Parenting is a contact sport
Some people like to claim their gray hair comes from things their kids did. I see my scars and remember.
I have a long skinny scar that runs from knuckle to knuckle on my ring finger that came while digging in the garden with Michael. He felt so badly when he saw that his little shovel missed its mark and drew blood.
I was surprised how strong he was.
I’ve got a knot on my forehead from trying to help build a fence for the cashmere goats, a 4H project that lived here for 5-6 years. I got clubbed so hard by a round of woven fence wire that was hung up on a t-pole — almost spring-loaded, like a giant mousetrap — that it should’ve killed me. But the kids were all standing there, so I told myself to take the hit and keep on ticking.
Today I went to work with an odd-looking burn on my chin, like a permanent dribble of hot chocolate. I thought for sure at least Bj would say something, but no one asked.
Last night, Sam was determined to learn how to cook fish tacos. He dropped in the first battered fish strip from such a height, the frying oil splashed. Sam got a few splashes on his arm and I took one on the chin. But by the third strip, he was dropping it in perfectly.

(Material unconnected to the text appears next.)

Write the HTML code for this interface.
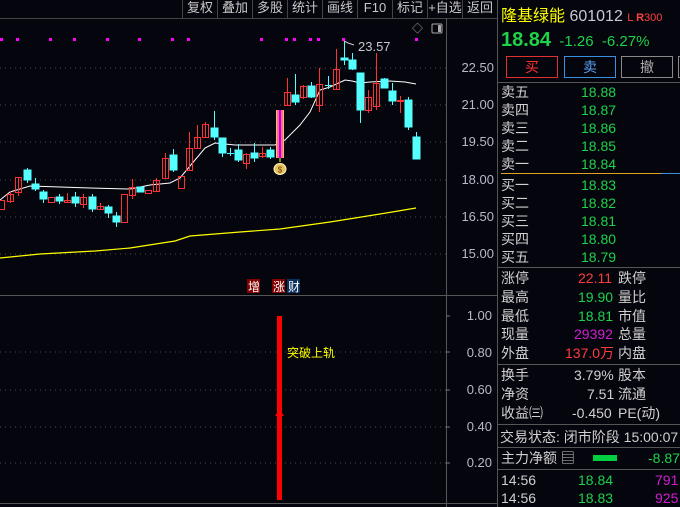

Like Jason Robards character said in Parenthood, parenting is “like your Aunt Edna’s ass. It goes on forever and it’s just as frightening” and is unlike football, since there’s no end zone where you get to spike the ball and do your little dance.

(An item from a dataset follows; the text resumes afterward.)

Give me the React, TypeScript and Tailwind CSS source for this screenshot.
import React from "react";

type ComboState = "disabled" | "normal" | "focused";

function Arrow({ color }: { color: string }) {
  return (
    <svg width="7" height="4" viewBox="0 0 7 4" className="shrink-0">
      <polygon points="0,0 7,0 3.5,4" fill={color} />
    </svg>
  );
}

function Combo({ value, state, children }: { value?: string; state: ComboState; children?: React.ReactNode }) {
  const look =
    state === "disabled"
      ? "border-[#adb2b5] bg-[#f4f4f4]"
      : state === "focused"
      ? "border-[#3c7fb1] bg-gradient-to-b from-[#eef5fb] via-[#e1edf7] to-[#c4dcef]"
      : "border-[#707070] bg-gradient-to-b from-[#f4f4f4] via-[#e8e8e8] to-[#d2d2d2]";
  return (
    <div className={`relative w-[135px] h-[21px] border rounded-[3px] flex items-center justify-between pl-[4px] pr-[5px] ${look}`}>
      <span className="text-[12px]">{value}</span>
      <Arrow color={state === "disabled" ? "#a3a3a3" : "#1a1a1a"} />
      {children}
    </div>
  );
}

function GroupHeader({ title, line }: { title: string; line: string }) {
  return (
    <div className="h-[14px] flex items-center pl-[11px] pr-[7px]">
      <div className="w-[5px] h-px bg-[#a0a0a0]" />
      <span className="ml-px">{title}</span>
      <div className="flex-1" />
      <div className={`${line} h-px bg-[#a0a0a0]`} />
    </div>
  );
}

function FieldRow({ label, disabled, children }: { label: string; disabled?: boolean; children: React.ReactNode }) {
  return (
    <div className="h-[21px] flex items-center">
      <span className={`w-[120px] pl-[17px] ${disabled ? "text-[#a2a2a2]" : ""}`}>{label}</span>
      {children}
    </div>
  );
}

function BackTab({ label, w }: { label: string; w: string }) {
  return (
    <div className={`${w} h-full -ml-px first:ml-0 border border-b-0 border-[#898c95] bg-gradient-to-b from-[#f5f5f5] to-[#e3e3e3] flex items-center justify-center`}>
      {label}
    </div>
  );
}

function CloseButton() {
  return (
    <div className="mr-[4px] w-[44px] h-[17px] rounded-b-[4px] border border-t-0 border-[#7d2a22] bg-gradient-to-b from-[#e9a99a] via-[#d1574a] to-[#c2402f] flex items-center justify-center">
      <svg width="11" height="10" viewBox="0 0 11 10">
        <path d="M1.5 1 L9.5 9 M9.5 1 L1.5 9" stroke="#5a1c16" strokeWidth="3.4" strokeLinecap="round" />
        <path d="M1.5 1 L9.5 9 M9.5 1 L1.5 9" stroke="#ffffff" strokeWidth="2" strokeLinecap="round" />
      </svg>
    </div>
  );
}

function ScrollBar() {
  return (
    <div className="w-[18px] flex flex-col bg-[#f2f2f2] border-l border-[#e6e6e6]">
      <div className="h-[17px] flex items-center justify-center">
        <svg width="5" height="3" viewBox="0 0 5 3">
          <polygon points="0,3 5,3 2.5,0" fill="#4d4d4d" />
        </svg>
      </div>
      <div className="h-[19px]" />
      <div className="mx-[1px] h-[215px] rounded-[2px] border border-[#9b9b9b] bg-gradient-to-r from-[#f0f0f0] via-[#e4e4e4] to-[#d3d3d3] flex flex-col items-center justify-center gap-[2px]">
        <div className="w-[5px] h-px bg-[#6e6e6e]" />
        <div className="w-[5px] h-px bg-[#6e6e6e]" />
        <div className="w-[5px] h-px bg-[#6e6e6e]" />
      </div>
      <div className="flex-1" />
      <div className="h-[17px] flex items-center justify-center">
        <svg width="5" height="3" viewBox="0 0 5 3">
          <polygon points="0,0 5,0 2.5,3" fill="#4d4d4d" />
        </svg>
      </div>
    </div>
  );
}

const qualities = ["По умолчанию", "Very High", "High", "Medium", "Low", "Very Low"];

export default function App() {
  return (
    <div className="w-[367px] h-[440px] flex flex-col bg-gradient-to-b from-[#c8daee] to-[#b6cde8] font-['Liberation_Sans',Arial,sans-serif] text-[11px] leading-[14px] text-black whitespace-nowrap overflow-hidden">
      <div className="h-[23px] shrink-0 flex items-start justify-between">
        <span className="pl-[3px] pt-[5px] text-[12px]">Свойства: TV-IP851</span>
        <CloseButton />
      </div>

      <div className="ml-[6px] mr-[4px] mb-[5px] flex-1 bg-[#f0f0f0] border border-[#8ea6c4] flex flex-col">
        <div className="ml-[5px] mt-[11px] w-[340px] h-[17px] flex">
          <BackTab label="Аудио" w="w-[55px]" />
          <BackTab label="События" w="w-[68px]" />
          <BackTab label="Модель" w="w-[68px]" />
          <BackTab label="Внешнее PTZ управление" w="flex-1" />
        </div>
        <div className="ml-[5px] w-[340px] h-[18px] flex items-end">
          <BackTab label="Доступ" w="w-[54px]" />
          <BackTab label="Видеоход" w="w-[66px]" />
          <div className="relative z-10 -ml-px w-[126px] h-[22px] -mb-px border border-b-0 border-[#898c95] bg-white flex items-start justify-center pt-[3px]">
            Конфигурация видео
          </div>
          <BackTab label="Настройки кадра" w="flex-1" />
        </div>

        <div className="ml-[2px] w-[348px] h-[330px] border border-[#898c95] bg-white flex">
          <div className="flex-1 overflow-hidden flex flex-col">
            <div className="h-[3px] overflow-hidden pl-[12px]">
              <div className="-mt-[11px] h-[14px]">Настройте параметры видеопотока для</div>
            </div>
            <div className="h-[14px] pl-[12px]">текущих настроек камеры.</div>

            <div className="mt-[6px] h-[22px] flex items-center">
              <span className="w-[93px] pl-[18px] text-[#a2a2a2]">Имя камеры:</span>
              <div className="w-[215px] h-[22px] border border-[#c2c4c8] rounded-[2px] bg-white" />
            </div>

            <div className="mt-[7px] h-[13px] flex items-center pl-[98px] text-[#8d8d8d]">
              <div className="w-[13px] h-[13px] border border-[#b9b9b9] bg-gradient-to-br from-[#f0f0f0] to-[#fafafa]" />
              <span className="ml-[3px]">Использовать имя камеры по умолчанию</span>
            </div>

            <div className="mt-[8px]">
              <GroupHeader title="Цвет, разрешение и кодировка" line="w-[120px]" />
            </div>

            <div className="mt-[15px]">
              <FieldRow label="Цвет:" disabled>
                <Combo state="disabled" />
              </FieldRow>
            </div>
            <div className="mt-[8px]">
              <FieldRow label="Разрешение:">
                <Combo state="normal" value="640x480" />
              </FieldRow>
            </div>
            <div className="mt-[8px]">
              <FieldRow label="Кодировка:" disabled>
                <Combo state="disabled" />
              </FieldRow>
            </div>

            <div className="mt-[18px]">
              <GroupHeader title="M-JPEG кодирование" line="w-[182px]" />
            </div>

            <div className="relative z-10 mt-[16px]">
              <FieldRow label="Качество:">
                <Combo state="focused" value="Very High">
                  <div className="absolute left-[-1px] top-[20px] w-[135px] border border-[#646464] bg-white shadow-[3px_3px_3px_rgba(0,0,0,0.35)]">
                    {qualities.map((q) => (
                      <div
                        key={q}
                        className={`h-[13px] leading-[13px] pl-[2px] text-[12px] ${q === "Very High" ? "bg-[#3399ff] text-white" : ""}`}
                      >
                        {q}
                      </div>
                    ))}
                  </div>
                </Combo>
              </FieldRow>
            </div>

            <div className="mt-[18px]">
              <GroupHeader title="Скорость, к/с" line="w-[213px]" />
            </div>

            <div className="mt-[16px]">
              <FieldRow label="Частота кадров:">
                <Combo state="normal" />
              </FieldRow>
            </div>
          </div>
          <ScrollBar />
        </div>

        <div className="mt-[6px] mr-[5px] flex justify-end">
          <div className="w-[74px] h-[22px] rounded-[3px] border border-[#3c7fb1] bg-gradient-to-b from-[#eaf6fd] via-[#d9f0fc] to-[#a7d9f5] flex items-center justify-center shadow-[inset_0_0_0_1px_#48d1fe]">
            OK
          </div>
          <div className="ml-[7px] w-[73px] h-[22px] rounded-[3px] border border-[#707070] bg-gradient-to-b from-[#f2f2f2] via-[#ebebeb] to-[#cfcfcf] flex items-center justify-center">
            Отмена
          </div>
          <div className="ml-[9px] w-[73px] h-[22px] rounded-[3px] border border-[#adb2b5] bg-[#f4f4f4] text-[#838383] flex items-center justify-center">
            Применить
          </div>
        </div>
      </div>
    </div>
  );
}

Except he missed the part where parenting is a contact sport.
I’ve seen a time when the parenting switched places but you’re right that it never ends. The scars go both ways. I know I’ve left a few that can’t be seen. I’m not perfect and this is damn hard.

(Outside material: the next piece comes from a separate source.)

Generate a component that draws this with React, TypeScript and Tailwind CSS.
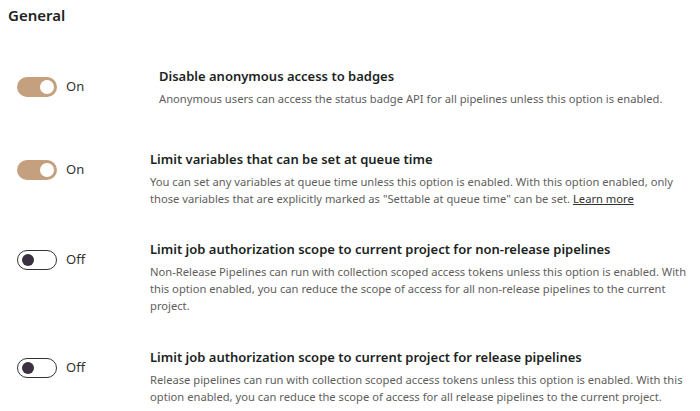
import React from "react";

function Toggle({ on }: { on: boolean }) {
  return (
    <div className="flex items-center">
      {on ? (
        <div className="w-[40px] h-[20px] rounded-full bg-[#c4a07e] flex items-center justify-end pr-[3px]">
          <div className="w-[14px] h-[14px] rounded-full bg-white" />
        </div>
      ) : (
        <div className="w-[40px] h-[20px] rounded-full border border-[#333] bg-white flex items-center pl-[4px]">
          <div className="w-[12px] h-[12px] rounded-full bg-[#3b3142]" />
        </div>
      )}
      <span className="ml-[9px] text-[13px] text-[#323130]">{on ? "On" : "Off"}</span>
    </div>
  );
}

function Row({
  on,
  title,
  lines,
  indent,
  className,
}: {
  on: boolean;
  title: string;
  lines: React.ReactNode[];
  indent: string;
  className: string;
}) {
  return (
    <div className={"flex items-start " + className}>
      <div className={"pl-[17px] pt-[10px] shrink-0 " + indent}>
        <Toggle on={on} />
      </div>
      <div className="flex flex-col">
        <div className="text-[13px] font-semibold text-[#201f1e] leading-[18px] whitespace-nowrap">{title}</div>
        <div className="mt-[5px] text-[11.2px] text-[#605e5c] leading-[17px] flex flex-col">
          {lines.map((l, i) => (
            <div key={i} className="whitespace-nowrap">
              {l}
            </div>
          ))}
        </div>
      </div>
    </div>
  );
}

export default function App() {
  return (
    <div
      className="w-[700px] h-[411px] bg-white overflow-hidden"
      style={{ fontFamily: '"Noto Sans", sans-serif' }}
    >
      <div className="pl-[8px] pt-[5px] text-[15px] font-semibold text-[#201f1e] leading-[20px]">General</div>
      <Row
        on={true}
        indent="w-[159px]"
        className="mt-[42px]"
        title="Disable anonymous access to badges"
        lines={["Anonymous users can access the status badge API for all pipelines unless this option is enabled."]}
      />
      <Row
        on={true}
        indent="w-[150px]"
        className="mt-[43px]"
        title="Limit variables that can be set at queue time"
        lines={[
          "You can set any variables at queue time unless this option is enabled. With this option enabled, only",
          <>
            those variables that are explicitly marked as "Settable at queue time" can be set.{" "}
            <span className="underline text-[#323130]">Learn more</span>
          </>,
        ]}
      />
      <Row
        on={false}
        indent="w-[150px]"
        className="mt-[33px]"
        title="Limit job authorization scope to current project for non-release pipelines"
        lines={[
          "Non-Release Pipelines can run with collection scoped access tokens unless this option is enabled. With",
          "this option enabled, you can reduce the scope of access for all non-release pipelines to the current",
          "project.",
        ]}
      />
      <Row
        on={false}
        indent="w-[150px]"
        className="mt-[34px]"
        title="Limit job authorization scope to current project for release pipelines"
        lines={[
          "Release pipelines can run with collection scoped access tokens unless this option is enabled. With this",
          "option enabled, you can reduce the scope of access for all release pipelines to the current project.",
        ]}
      />
    </div>
  );
}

I would be the last to admit that I haven’t left scars. It’s bad enough to screw up, know I’ve screwed up and realize there isn’t much to do to fix it, but being surprised by the unintentional, unknown ones? That’s the worst for me. Paige and I had such a moment this summer when she was going through things we kept — artwork, grade reports, journals, etc. A bad memory came flooding back, one from second or third grade where she remembered that she wasn’t keeping up with her classmates. She was worried and told me then. I relayed the concern to the teacher, but the teacher wasn’t concerned. Neither of us grown ups said anything more about it to her and she took that as evidence we didn’t care. Neither of us took Paige’s own concerns to heart and gave her any kind of message to show her we really, truly cared. Not just some silly self-esteem message, but something easy and tangible she could do and we could support that would help her believe in herself. That all did some damage. All I could do this summer was hold her while she cried for her young self. Michael sometimes gives me those same glimpses. They may come to understand when they have kids of their own and start falling into all the same traps, but that’s no comfort.